Now, the company is returning to its platforming roots with Drill Dozer. In Dozer, you play the role of Jill, the daughter of the boss of a band of good-natured thieves known as the Red Dozers. A far more evil gang called the Skullkers ambushed Jill’s dad and stole the Red Dozers’ prized red diamond. With dad out of commission, Jill is forced to get back the family treasure and stop the Skullkers’ wicked plans.
She does this by hopping into the titular Drill Dozer, a bipedal tank armed with a highly destructive drill. As one might expect, the game’s stages are designed to take full advantage of the Dozer’s unique abilities. There are ample walls, floors, and ceilings that can be bored through to open up new paths through the rather expansive stages. Additionally, smaller obstacles like desks and statues will block you way, but a quick bit of drilling will take care of them. Of course, the levels are populated with lots of Skullker drones, but they’re typically just as vulnerable as the random hazards.
Getting in Gear
When you begin each stage, your Drill Dozer is relatively weak, only able to sustain its drilling motions for a short burst. Hidden within each area, however, are two new gears, with add an extra level of power to the drill. The drill is operated by pressing the GBA’s shoulder buttons, and when it starts spinning, a meter appears on the screen, displaying what “gear” the drill is in. Once you’ve upgraded to at least second gear, you can quickly release and re-press the shoulder button at the proper moment to send the drill into its next gear, resulting in a longer drill time. Third gear allows you to keep the drill spinning even longer.
Finding the new gears is required to clear each stage, as there are many barriers that can only be passed by taking advantage of the extra power that the gears grant. You’ll also discover other drill-centric obstacles that can be manipulated with the drill. Inserting the drill into certain machines will allow you to spin doors open or turn dials on locks. Certain blocks can be dug into, allowing the Dozer to remain in midair until you rebound away. Boring into special lifts allow the Dozer to be carted to different parts of the level (just don’t let go until you reach where you want to be). Given that all you really do in the game is run, jump, and drill, the designers have created a lot of unique gameplay elements around those abilities.

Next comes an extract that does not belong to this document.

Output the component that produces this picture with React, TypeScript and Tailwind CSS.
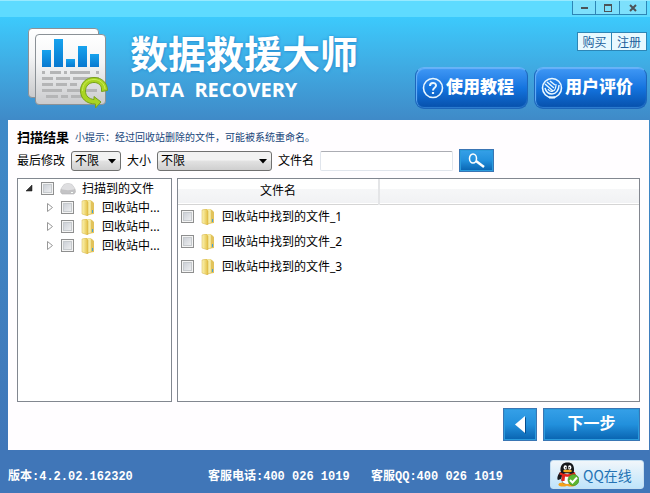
import type { ReactNode } from "react";

const treeItems = ["回收站中...", "回收站中...", "回收站中..."];
const files = ["回收站中找到的文件_1", "回收站中找到的文件_2", "回收站中找到的文件_3"];

function ReportLogo() {
  return (
    <svg width="82" height="84" viewBox="0 0 82 84" aria-hidden="true">
      <defs>
        <linearGradient id="paper" x1="0" y1="0" x2="0" y2="1">
          <stop offset="0" stopColor="#ffffff" />
          <stop offset="0.4" stopColor="#f4f5f6" />
          <stop offset="1" stopColor="#c9cacc" />
        </linearGradient>
        <linearGradient id="bar" x1="0" y1="0" x2="0" y2="1">
          <stop offset="0" stopColor="#17a3ee" />
          <stop offset="1" stopColor="#0878cf" />
        </linearGradient>
      </defs>
      <rect x="0.5" y="1.5" width="70" height="69" rx="3.5" fill="url(#paper)" stroke="#8b9196" />
      <rect x="7.5" y="7.5" width="70" height="70" rx="3.5" fill="url(#paper)" stroke="#8b9196" />
      <g fill="url(#bar)">
        <rect x="14" y="23" width="9" height="17" />
        <rect x="26" y="12" width="9" height="28" />
        <rect x="38" y="32" width="9" height="8" />
        <rect x="50" y="19" width="9" height="21" />
        <rect x="62" y="27" width="9" height="13" />
      </g>
      <path
        d="M14 45.500h3M22 45.500h11M36 45.500h3M42 45.500h20M68 45.500h3M14 51.500h11M28 51.500h14M45 51.500h26M14 57.500h11M28 57.500h11M42 57.500h7M14 63.500h20M39 63.500h13M58 63.500h11M18 69.500h12M33 69.500h7M43 69.500h14"
        stroke="#b4b5b6"
        strokeWidth="3"
        fill="none"
      />
      <path
        d="M79.500 63.500C79.500 56 74 50.500 66 50.500C58 50.500 52.500 56 52.500 64C52.500 71 58 77 67.500 77V81L73 75L66 69.500V72.500C61 72 57.500 69 57.500 64C57.500 59 61 55.500 66 55.500C70.500 55.500 73.500 58.500 73.500 62V64.500Z"
        fill="#a9d422"
        stroke="#76a01c"
        strokeLinejoin="round"
      />
      <path d="M54.500 64C54.500 57 59 52.500 66 52.500C72 52.500 76.500 56.500 77 62" stroke="#c9ec58" fill="none" />
    </svg>
  );
}

function Folder() {
  return (
    <svg width="14" height="16" viewBox="0 0 14 16" className="shrink-0" aria-hidden="true">
      <defs>
        <linearGradient id="folder" x1="0" y1="0" x2="1" y2="0">
          <stop offset="0" stopColor="#fcf5b4" />
          <stop offset="1" stopColor="#e3bf43" />
        </linearGradient>
      </defs>
      <path d="M5 1H11L13 3V14L6 15Z" fill="#e2c25a" />
      <path d="M4 0H10V14L5 15Z" fill="#f7eda5" stroke="#dfc464" strokeWidth="0.5" />
      <path d="M1 1L5 0L7 2V16L1 14Z" fill="url(#folder)" stroke="#d5b344" strokeWidth="0.5" />
      <path d="M11.500 10V13" stroke="#3fa0dd" />
    </svg>
  );
}

function Drive() {
  return (
    <svg width="16" height="12" viewBox="0 0 16 12" className="shrink-0" aria-hidden="true">
      <path d="M4 1.500C6 0.500 10 0.500 12 1.500L15 6L15.500 9L14 11H2L0.500 9L1 6Z" fill="#c3c3c5" stroke="#b4b4b6" strokeWidth="0.6" />
      <path d="M4 1.500C6 0.500 10 0.500 12 1.500L15 6C11 7.500 5 7.500 1 6Z" fill="#dedee0" />
      <path d="M11 9.500h2" stroke="#f9fff9" />
    </svg>
  );
}

function Penguin() {
  return (
    <svg width="22" height="25" viewBox="0 0 22 25" className="shrink-0" aria-hidden="true">
      <ellipse cx="6" cy="22.500" rx="4.500" ry="2" fill="#f3a11b" />
      <ellipse cx="14" cy="22.500" rx="4.500" ry="2" fill="#f3a11b" />
      <path d="M3 10C0 14 0 17 1 18L4 17C5 21 7 22 10 22S16 21 17 17L19 18C20 16 19 13 17 10Z" fill="#17181c" />
      <ellipse cx="10" cy="16.500" rx="5.500" ry="5.500" fill="#ffffff" />
      <path d="M3.500 9C3 3 6 0.500 10.500 0.500S17.500 3 17 9C17 12 4 12 3.500 9Z" fill="#17181c" />
      <ellipse cx="8.300" cy="5.500" rx="1.700" ry="2.300" fill="#ffffff" />
      <ellipse cx="12.700" cy="5.500" rx="1.700" ry="2.300" fill="#ffffff" />
      <circle cx="8.800" cy="5.700" r="0.700" fill="#111111" />
      <circle cx="12.200" cy="5.700" r="0.700" fill="#111111" />
      <ellipse cx="10.500" cy="9" rx="4.500" ry="1.300" fill="#f6ac1d" />
      <path d="M3 10C7 13 14 13 18 10L18.500 13C15 15 10 15 8 14.500L7.500 19H4.500L5 13.500L2.500 12.500Z" fill="#e1261c" />
      <circle cx="16.500" cy="18" r="5.500" fill="#5cb531" stroke="#3f8d22" strokeWidth="0.600" />
      <path d="M13 18L15.500 20.500L20 15.500" fill="none" stroke="#ffffff" strokeWidth="2" />
    </svg>
  );
}

function QuestionIcon() {
  return (
    <svg width="22" height="22" viewBox="0 0 22 22" fill="none" stroke="#e9f7ff" aria-hidden="true">
      <circle cx="11" cy="11" r="9.500" strokeWidth="1.600" />
      <path d="M8 9C8 5 14 5 14 8.500C14 11 11 10.500 11 13.500" strokeWidth="2" />
      <path d="M11 15v2" strokeWidth="2.200" />
    </svg>
  );
}

function ReviewIcon() {
  return (
    <svg width="22" height="22" viewBox="0 0 22 22" fill="none" stroke="#e9f7ff" aria-hidden="true">
      <circle cx="11" cy="11" r="9.500" strokeWidth="1.600" />
      <path d="M4 7L12 14M6 5L13 11M9 4L14 8" strokeWidth="1.500" />
      <path d="M4 11C5 15 8 17 11 17C15 17 18 13 18 8" strokeWidth="1.500" />
      <path d="M7 12C8 14 10 15 12 14C15 13 15 10 15 7" strokeWidth="1.200" />
      <path d="M8 20.500h6" strokeWidth="2" />
    </svg>
  );
}

function Check({ label }: { label: string }) {
  return (
    <input
      type="checkbox"
      aria-label={label}
      className="size-[13px] shrink-0 appearance-none border border-[#8e8f8f] bg-linear-to-br from-[#c3c8d0] to-[#f6f6f6] shadow-[inset_0_0_0_1px_#f4f4f4,inset_0_0_0_2px_#c6cacd] checked:from-[#2f6db5]"
    />
  );
}

function Dropdown({ id, className }: { id: string; className: string }) {
  return (
    <div className={"relative " + className}>
      <select
        id={id}
        className="block h-5 w-full appearance-none rounded-[3px] border border-[#707070] bg-linear-to-b from-[#f2f2f2] from-45% via-[#e2e2e2] via-50% to-[#cfcfcf] pl-[3px] text-xs leading-[18px] text-black"
      >
        <option>不限</option>
      </select>
      <svg width="8" height="5" viewBox="0 0 8 5" className="pointer-events-none absolute top-2 right-[5px]">
        <path d="M0 0H8L4 4.500Z" fill="#000000" />
      </svg>
    </div>
  );
}

function HeaderButton({ icon, children }: { icon: ReactNode; children: ReactNode }) {
  return (
    <button className="flex h-[42px] w-[113px] items-center gap-[2px] rounded-[9px] border border-[#1d66bb] border-t-[#68b4f6] bg-linear-to-b from-[#3f98f5] via-[#1474df] via-50% to-[#0750ab] pl-[6px] text-[17px] leading-5 font-black whitespace-nowrap text-white shadow-[inset_1px_1px_1px_#6ab2fa,inset_0_-1px_1px_#2f7fd2]">
      {icon}
      <span className="pb-1">{children}</span>
    </button>
  );
}

const blueButton =
  "flex items-center justify-center border border-[#3a75b4] bg-linear-to-b from-[#35a0e8] from-0% via-[#2290dc] via-50% to-[#0863b0] to-100% text-white shadow-[inset_0_0_0_1px_#2b9bdc]";

export default function App() {
  return (
    <div className="flex min-h-screen flex-col bg-[#4076b8] bg-linear-to-b from-[#3ccafc] from-[17px] via-[#3f8ac8] via-[120px] to-[#4076b8] to-[450px] font-['Noto_Sans','Noto_Sans_CJK_SC',sans-serif] text-xs text-black">
      <div className="flex h-[17px] items-start justify-end border-t border-[#97eaff] bg-[#5edbff] pr-[3px]">
        <div className="flex h-[14px] divide-x divide-[#2d86b6] border border-t-0 border-[#2d86b6] bg-[#7de0fc]">
          <button aria-label="最小化" className="flex w-[23px] items-center justify-center">
            <span className="h-[2px] w-[7px] bg-[#4c5358]" />
          </button>
          <button aria-label="最大化" className="flex w-[24px] items-center justify-center">
            <span className="size-2 border border-t-2 border-[#4c5358]" />
          </button>
          <button aria-label="关闭" className="flex w-[26px] items-center justify-center">
            <svg width="8" height="8" viewBox="0 0 8 8" stroke="#4c5358" strokeWidth="2">
              <path d="M1 1L7 7M7 1L1 7" />
            </svg>
          </button>
        </div>
      </div>

      <header className="flex h-[103px] justify-between pr-[3px] pl-7">
        <div className="flex gap-5">
          <div className="pt-[10px]">
            <ReportLogo />
          </div>
          <div className="pt-4 font-bold whitespace-nowrap text-white">
            <h1 className="font-['Liberation_Sans','Noto_Sans_CJK_SC',sans-serif] text-[38px] leading-[45px] [text-shadow:0_0_3px_#258bcf,1px_1px_2px_#3a9ddb]">
              数据救援大师
            </h1>
            <p className="font-['Open_Sans','Noto_Sans',sans-serif] text-xl leading-6 whitespace-pre">DATA  RECOVERY</p>
          </div>
        </div>
        <div className="flex flex-col items-end pt-[15px] font-['Noto_Sans_CJK_SC',sans-serif]">
          <div className="flex divide-x divide-[#2d86b6] border border-[#2d86b6] bg-[#e8f9ff] leading-[17px] text-[#1c5f9c]">
            <button className="w-[34px]">购买</button>
            <button className="w-[34px]">注册</button>
          </div>
          <div className="flex gap-[6px] pt-4">
            <HeaderButton icon={<QuestionIcon />}>使用教程</HeaderButton>
            <HeaderButton icon={<ReviewIcon />}>用户评价</HeaderButton>
          </div>
        </div>
      </header>

      <main className="mr-px ml-2 flex flex-1 flex-col bg-[#fffdff] px-[9px] pt-2 pb-[9px]">
        <div className="flex h-[18px] items-center gap-[6px]">
          <h2 className="text-[13px] leading-[18px] font-bold">扫描结果</h2>
          <p className="font-['Noto_Sans_CJK_SC',sans-serif] text-[10px] leading-[18px] text-[#17457a]">
            小提示：经过回收站删除的文件，可能被系统重命名。
          </p>
        </div>
        <div className="flex h-[26px] items-center pt-[3px]">
          <label htmlFor="modified" className="pr-[6px]">最后修改</label>
          <Dropdown id="modified" className="w-[50px]" />
          <label htmlFor="size" className="pr-[6px] pl-[6px]">大小</label>
          <Dropdown id="size" className="w-[115px]" />
          <label htmlFor="filename" className="pr-[6px] pl-[6px]">文件名</label>
          <input
            id="filename"
            className="h-5 w-[133px] rounded-[2px] border border-[#e0e5ec] border-t-[#abadb3] bg-white px-1 outline-none"
          />
          <button aria-label="搜索" className={blueButton + " ml-[6px] h-[23px] w-[35px]"}>
            <svg width="17" height="16" viewBox="0 0 17 16" fill="none" stroke="#ffffff">
              <ellipse cx="5" cy="5.500" rx="3.500" ry="4.500" strokeWidth="1.500" />
              <path d="M8 8L16 14" strokeWidth="2.500" />
            </svg>
          </button>
        </div>

        <div className="flex flex-1 gap-[5px] pt-[6px]">
          <aside className="w-[155px] shrink-0 border border-[#828790] bg-white">
            <div className="flex h-[19px] items-center pl-2">
              <svg width="7" height="7" viewBox="0 0 7 7">
                <path d="M6 0V6H0Z" fill="#333333" stroke="#111111" strokeWidth="0.500" />
              </svg>
              <div className="flex items-center gap-[6px] pl-2">
                <Check label="扫描到的文件" />
                <Drive />
                <span>扫描到的文件</span>
              </div>
            </div>
            {treeItems.map((item, i) => (
              <div key={i} className="flex h-[19px] items-center pl-[29px]">
                <svg width="6" height="9" viewBox="0 0 6 9">
                  <path d="M0.500 0.500L5.500 4.500L0.500 8.500Z" fill="#ffffff" stroke="#989898" />
                </svg>
                <div className="flex items-center gap-[7px] pl-2">
                  <Check label={item} />
                  <Folder />
                  <span className="whitespace-nowrap">{item}</span>
                </div>
              </div>
            ))}
          </aside>

          <section className="min-w-0 flex-1 border border-[#828790] bg-white">
            <table className="w-full table-fixed border-collapse">
              <thead>
                <tr className="h-[25px] border-b border-[#d5d5d5] bg-linear-to-b from-white from-40% via-[#f6f7f8] via-40% to-[#f1f2f4]">
                  <th className="w-[201px] border-r-2 border-[#e4e5e7] p-0 font-normal">文件名</th>
                  <th className="p-0" />
                </tr>
              </thead>
              <tbody>
                {files.map((file) => (
                  <tr key={file} className="h-[25px]">
                    <td colSpan={2} className="p-0 pl-[3px]">
                      <div className="flex items-center gap-[7px]">
                        <Check label={file} />
                        <Folder />
                        <span>{file}</span>
                      </div>
                    </td>
                  </tr>
                ))}
              </tbody>
            </table>
          </section>
        </div>

        <div className="flex justify-end gap-[6px] pt-[6px]">
          <button aria-label="上一步" className={blueButton + " h-[33px] w-[34px]"}>
            <svg width="11" height="18" viewBox="0 0 11 18">
              <path d="M11 1V18L2 9Z" fill="#064c8c" />
              <path d="M10 0V17L0 8.500Z" fill="#ffffff" />
            </svg>
          </button>
          <button className={blueButton + " h-[33px] w-[97px] pb-1 text-base leading-6 font-bold"}>下一步</button>
        </div>
      </main>

      <footer className="flex h-[43px] items-center pt-[6px] pr-[6px] pl-2 font-['Liberation_Mono','Noto_Sans_CJK_SC',monospace] font-bold whitespace-nowrap text-white">
        <span className="w-[200px] pt-1">版本:4.2.02.162320</span>
        <span className="w-[163px] pt-1">客服电话:400 026 1019</span>
        <span className="pt-1">客服QQ:400 026 1019</span>
        <button className="ml-auto flex h-[29px] w-[94px] items-center gap-1 rounded-[3px] border border-[#c5dff2] bg-linear-to-b from-[#f1f6fa] to-[#bfe4fb] pl-[6px] font-['Noto_Sans_CJK_SC',sans-serif] text-sm font-normal text-[#2473b4]">
          <Penguin />
          QQ在线
        </button>
      </footer>
    </div>
  );
}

Actually, you can do a bit more than just dig with your drill. During a couple stages, you gain the ability to fly and swim in the Drill Dozer. Although these stages add some welcome variety to the game, they’re both somewhat awkward to control. Even though I appreciated doing something new in the game, I found myself wanting to rush through these stages and return to the more traditional style of gameplay.